[WRITTEN REQUEST]: Identify each line containing the word "page" and copy it.

[DATASET CONTENT]:
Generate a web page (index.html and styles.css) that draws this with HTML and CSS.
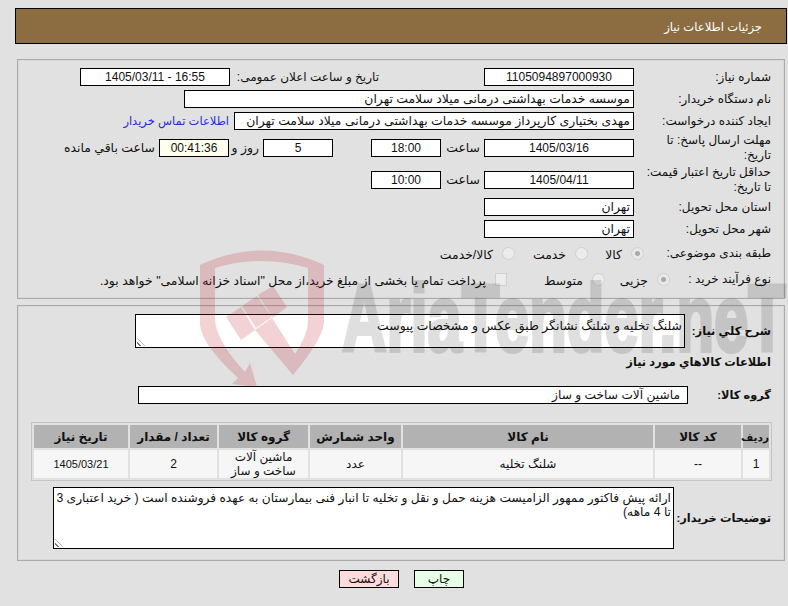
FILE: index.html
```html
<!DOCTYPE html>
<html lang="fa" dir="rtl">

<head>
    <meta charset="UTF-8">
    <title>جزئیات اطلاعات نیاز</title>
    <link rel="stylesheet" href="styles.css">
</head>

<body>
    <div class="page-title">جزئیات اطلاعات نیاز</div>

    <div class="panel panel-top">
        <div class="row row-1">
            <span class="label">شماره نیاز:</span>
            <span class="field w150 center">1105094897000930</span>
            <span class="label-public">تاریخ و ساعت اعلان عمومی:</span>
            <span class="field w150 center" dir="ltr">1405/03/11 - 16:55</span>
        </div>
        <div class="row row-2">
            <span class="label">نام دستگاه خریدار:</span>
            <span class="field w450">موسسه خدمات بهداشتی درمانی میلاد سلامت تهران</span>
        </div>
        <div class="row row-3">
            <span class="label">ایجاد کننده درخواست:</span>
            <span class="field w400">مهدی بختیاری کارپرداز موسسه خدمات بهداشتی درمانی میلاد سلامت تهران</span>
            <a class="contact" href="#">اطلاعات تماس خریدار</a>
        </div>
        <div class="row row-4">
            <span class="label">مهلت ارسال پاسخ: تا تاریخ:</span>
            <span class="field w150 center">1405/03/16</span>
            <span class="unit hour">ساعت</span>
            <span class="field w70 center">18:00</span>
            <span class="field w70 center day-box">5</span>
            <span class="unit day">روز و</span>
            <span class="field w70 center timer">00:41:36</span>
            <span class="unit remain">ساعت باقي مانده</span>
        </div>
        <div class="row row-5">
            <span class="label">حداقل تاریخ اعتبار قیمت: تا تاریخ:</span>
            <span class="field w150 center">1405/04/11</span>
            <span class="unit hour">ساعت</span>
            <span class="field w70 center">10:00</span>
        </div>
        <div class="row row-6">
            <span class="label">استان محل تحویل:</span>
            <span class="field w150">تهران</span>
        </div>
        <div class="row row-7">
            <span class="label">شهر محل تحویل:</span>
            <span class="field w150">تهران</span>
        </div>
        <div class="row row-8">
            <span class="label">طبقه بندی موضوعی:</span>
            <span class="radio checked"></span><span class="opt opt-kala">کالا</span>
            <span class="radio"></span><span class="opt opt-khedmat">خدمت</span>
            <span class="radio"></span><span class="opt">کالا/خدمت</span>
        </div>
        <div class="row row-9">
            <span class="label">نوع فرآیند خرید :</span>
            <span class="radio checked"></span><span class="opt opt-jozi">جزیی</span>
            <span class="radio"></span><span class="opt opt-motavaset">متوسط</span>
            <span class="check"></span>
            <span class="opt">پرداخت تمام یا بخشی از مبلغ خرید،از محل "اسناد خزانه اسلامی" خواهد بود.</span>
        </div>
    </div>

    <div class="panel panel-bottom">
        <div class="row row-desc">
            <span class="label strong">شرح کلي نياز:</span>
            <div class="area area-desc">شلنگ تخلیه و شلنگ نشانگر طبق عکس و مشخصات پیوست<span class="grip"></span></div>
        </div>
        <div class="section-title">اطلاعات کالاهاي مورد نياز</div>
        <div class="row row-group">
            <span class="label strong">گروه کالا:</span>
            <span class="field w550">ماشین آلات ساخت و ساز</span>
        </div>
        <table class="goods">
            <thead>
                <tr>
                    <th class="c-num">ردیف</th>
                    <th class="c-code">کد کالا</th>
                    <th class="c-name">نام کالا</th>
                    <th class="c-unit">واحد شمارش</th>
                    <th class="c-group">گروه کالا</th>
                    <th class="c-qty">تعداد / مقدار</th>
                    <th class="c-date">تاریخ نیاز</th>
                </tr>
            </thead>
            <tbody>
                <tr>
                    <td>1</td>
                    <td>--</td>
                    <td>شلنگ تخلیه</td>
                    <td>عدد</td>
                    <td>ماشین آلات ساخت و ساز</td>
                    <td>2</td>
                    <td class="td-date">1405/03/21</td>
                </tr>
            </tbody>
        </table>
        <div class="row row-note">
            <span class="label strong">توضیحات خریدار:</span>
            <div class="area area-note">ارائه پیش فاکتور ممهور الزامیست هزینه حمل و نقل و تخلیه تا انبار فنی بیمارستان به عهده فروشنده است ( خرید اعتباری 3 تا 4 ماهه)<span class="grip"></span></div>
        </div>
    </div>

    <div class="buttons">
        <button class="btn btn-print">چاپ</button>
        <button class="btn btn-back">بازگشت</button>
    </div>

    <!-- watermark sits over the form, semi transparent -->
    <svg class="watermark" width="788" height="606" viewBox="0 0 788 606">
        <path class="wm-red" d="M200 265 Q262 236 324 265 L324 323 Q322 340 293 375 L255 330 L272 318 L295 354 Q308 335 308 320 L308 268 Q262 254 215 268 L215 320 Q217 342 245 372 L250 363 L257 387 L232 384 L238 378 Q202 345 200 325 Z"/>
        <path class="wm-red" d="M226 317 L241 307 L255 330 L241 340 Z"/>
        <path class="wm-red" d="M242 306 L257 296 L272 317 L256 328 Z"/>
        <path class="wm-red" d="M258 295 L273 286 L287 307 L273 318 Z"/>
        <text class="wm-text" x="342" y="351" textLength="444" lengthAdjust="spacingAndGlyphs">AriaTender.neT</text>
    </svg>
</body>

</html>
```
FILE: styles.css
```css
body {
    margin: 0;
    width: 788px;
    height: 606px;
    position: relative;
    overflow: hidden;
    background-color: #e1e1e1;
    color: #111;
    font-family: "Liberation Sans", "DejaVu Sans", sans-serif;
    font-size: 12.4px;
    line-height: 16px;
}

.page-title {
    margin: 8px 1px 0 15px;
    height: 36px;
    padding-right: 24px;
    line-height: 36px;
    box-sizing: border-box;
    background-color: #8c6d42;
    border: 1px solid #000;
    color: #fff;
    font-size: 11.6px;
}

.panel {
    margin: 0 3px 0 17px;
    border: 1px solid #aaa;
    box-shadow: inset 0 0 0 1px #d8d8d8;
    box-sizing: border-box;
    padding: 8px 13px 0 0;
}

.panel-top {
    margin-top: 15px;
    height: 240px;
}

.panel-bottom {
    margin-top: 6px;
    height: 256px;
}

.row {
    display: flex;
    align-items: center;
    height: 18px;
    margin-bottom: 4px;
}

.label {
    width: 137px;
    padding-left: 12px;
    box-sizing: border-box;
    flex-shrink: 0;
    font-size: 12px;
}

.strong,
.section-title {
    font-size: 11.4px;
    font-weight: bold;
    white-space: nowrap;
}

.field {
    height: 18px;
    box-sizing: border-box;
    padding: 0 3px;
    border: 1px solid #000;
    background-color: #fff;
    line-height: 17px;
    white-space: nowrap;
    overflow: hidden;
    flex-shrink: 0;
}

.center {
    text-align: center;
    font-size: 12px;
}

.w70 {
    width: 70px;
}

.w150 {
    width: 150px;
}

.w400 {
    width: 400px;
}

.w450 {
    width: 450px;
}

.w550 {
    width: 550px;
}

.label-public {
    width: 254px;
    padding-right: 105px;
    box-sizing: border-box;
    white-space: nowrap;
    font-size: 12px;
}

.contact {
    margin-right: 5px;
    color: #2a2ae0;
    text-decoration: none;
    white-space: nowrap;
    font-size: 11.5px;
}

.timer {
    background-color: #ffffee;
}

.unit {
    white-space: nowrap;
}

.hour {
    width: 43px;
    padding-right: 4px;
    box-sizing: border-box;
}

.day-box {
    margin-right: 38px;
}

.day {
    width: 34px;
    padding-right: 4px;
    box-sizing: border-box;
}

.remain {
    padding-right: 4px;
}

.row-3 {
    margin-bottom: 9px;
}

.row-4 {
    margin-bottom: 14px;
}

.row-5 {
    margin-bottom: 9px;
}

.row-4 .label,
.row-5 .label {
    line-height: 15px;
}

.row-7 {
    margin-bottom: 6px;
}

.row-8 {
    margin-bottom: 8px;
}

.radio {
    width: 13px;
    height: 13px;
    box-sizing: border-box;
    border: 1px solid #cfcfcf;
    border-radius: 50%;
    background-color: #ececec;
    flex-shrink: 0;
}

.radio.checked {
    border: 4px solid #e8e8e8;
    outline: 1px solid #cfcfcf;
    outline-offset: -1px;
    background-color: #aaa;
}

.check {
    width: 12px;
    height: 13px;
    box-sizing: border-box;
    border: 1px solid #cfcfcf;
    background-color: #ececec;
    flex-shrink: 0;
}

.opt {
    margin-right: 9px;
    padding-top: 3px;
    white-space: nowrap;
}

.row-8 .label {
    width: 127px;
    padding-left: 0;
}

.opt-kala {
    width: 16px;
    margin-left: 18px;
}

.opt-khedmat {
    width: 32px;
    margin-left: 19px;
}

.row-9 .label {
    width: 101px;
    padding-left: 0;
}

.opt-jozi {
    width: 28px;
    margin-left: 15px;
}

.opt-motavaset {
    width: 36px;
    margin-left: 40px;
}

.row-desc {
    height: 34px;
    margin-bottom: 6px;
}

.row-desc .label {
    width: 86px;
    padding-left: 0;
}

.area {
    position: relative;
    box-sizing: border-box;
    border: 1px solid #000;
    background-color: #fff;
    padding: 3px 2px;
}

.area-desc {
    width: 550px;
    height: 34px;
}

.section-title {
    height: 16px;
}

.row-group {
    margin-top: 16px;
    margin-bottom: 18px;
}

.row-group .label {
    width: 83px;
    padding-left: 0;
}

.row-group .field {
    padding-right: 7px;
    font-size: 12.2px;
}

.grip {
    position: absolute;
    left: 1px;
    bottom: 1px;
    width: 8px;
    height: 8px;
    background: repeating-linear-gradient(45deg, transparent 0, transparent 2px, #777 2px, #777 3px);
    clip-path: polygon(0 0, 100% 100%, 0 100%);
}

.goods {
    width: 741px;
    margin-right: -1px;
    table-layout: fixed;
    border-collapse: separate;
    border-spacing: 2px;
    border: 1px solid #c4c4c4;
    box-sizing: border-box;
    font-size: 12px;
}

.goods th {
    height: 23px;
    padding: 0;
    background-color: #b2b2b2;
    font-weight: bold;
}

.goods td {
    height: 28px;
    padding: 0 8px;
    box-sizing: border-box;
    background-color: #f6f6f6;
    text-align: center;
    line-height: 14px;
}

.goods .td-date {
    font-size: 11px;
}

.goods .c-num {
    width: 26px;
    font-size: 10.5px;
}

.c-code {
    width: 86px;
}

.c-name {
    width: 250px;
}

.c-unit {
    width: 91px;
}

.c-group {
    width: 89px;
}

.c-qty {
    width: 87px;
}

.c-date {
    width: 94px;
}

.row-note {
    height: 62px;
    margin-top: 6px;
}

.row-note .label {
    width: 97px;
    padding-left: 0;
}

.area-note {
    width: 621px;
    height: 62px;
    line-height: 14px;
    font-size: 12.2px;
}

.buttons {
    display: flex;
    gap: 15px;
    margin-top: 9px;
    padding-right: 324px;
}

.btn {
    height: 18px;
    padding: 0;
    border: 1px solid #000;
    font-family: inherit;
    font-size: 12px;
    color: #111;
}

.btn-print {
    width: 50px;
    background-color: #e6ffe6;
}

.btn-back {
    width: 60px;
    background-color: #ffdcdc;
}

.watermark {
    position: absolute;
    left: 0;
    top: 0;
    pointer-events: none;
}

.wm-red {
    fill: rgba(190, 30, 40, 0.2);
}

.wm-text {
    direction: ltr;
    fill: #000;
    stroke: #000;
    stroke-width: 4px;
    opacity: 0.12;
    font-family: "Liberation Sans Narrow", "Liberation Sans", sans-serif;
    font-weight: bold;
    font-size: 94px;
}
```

[SOLUTION FOR THIS TASK]:
Generate a web page (index.html and styles.css) that draws this with HTML and CSS.
    <div class="page-title">جزئیات اطلاعات نیاز</div>
.page-title {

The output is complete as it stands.